StarkSt VíkVIII (Gautr)
Not published: do not cite (StarkSt VíkVIII (Gautr))
SkP info: VIII, 258
4 — StarkSt Vík 4VIII (Gautr 12)
Cite as: Margaret Clunies Ross (ed.) 2017, ‘Gautreks saga 12 (Starkaðr gamli Stórvirksson, Víkarsbálkr 4)’ in Margaret Clunies Ross (ed.), Poetry in fornaldarsögur. Skaldic Poetry of the Scandinavian Middle Ages 8. Turnhout: Brepols, p. 258.
|Þrévetran mik þaðan af flutti
Hrosshárs-Grani til Hörðalands.
|Nam ek á Aski upp at vaxa; |
sákat niðja á níu vetrum.
Hrosshárs-Grani flutti mik þrévetran þaðan af til Hörðalands. Ek nam at vaxa upp á Aski; sákat niðja á níu vetrum.
Hrosshárs-Grani (‘Horse-hair Grani’) carried me off from there at the age of three years to Hordaland. I grew up at Ask; I did not see my kinsmen for nine winters.
Mss: 590b-cˣ(3v), 152(198va), papp11ˣ(5r) (Gautr)
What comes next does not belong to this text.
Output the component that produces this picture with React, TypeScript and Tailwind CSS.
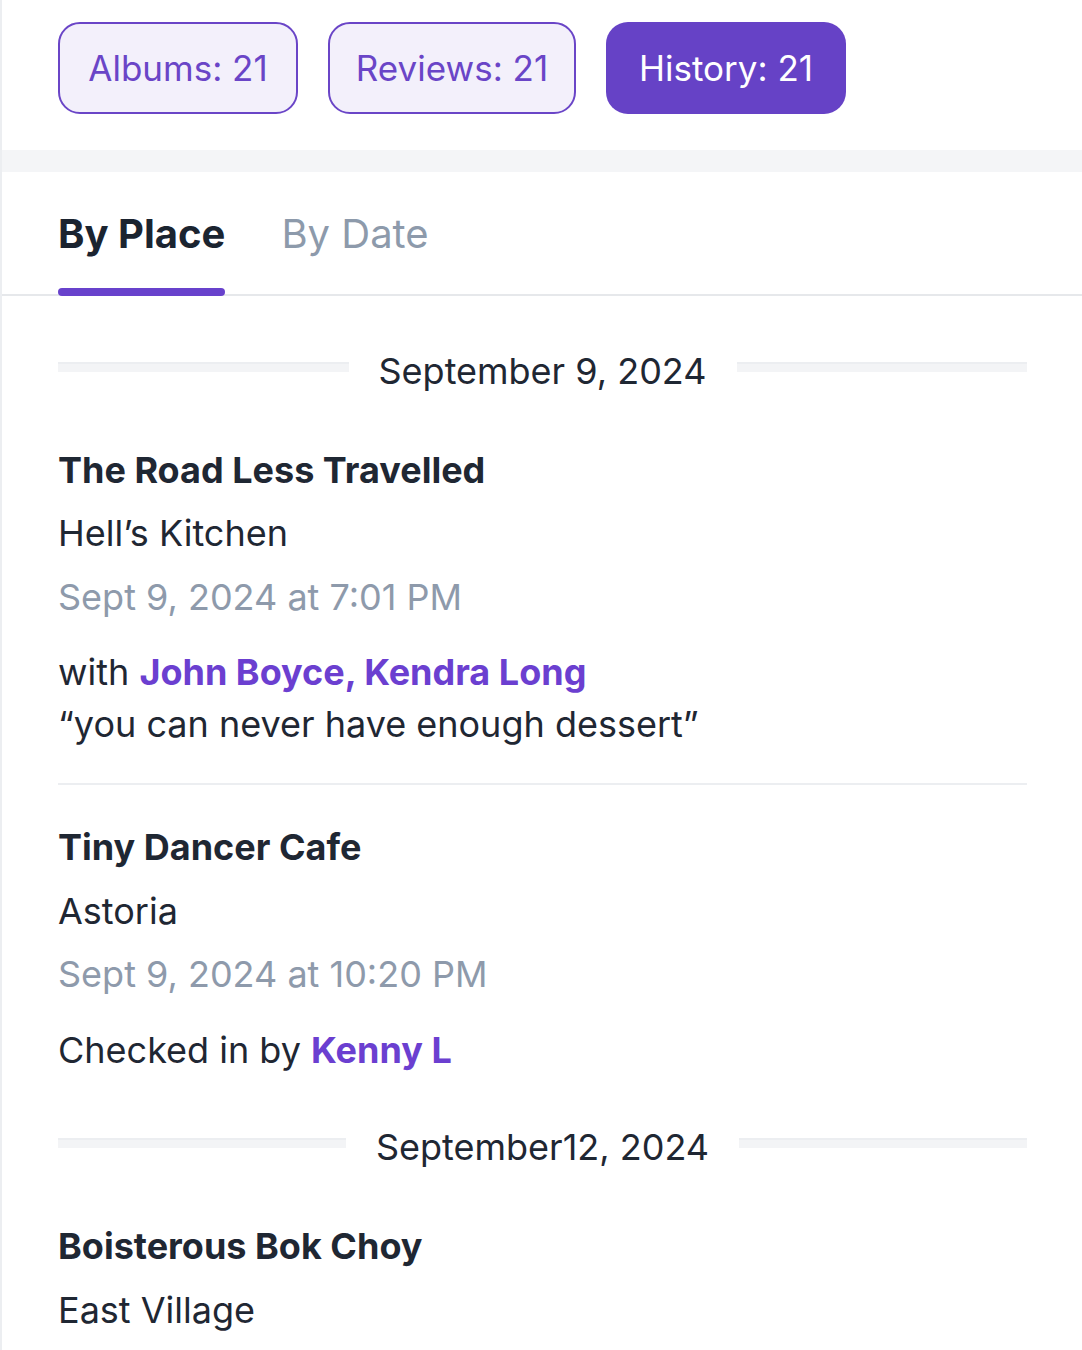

Readings:  ‑vetran: so 152, papp11ˣ, ‑veturn 590b‑cˣ  ‑Grani: ‘granne’ 152  Aski: skipi 152  sákat: Stórvirks papp11ˣ  vetrum: sumrum 152, papp11ˣ
Editions: Skj: Anonyme digte og vers [XIII], E. 13. Vers af Fornaldarsagaer: Af Gautrekssaga II 4: AII, 324-5, BII, 344, Skald II, 185; FSN 3, 17-18, Gautr 1664, 21, Gautr 1900, 14-15, FSGJ 4, 14; Edd. Min. 38.
Context: Following the information given in the Context to Gautr 11, the prose text goes on to mention one of the important men in King Herþjófr’s army called Grani, or Hrosshárs-Grani; on this name, see Note to line 3 below. He lived on the island of Fenhring (now Askøy near Bergen; cf. Þul Eyja 4/4III and Note) off the coast of Hordaland at a farm called Askr. Grani abducted Starkaðr, who was then aged three, and took him home to Fenhring, where he stayed for nine years. Gautr 11 and 12 are introduced with Svá segir Starkaðr ‘so says Starkaðr’.
Notes:  þrévetran ‘at the age of three years’: Lit. ‘being three winters’. —  Hrosshárs-Grani ‘Hrosshárs-Grani (“Horse-hair Grani”)’: Lit. ‘Horse-hair’s Grani’. Grani ‘bewhiskered one’ (AEW: grani) was the name of the legendary hero Sigurðr’s horse. Later in the saga, the figure of Hrosshárs-Grani is revealed to be a manifestation of the god Óðinn (cf. Þul Óðins 4/7III and Note there). Óðinn is associated with horses in several contexts in Old Norse myth, and this may point to his connection with a horse cult (cf. Falk 1924; Simek 1993, 161, 293-4). —  á Aski ‘at Askr’: The farm Askr was presumably located at or near the modern village of
Ask on the island of Askøy (ON Fenhring), immediately north-west of Bergen and
now connected to the city by a bridge. —  vetrum ‘winters’: Years were usually measured in winters rather than summers in early Scandinavia, as in other Germanic cultures. Sumrum may have been chosen here by some scribes out of a false belief that the alliteration of ll. 7-8 was on <s> rather than <n>. The age of twelve (9+3) was considered the age of adulthood in early Scandinavia, though later medieval sources place it at sixteen (cf. Grg Ib, 22; Dennis et al. 1980-2000, II, 46).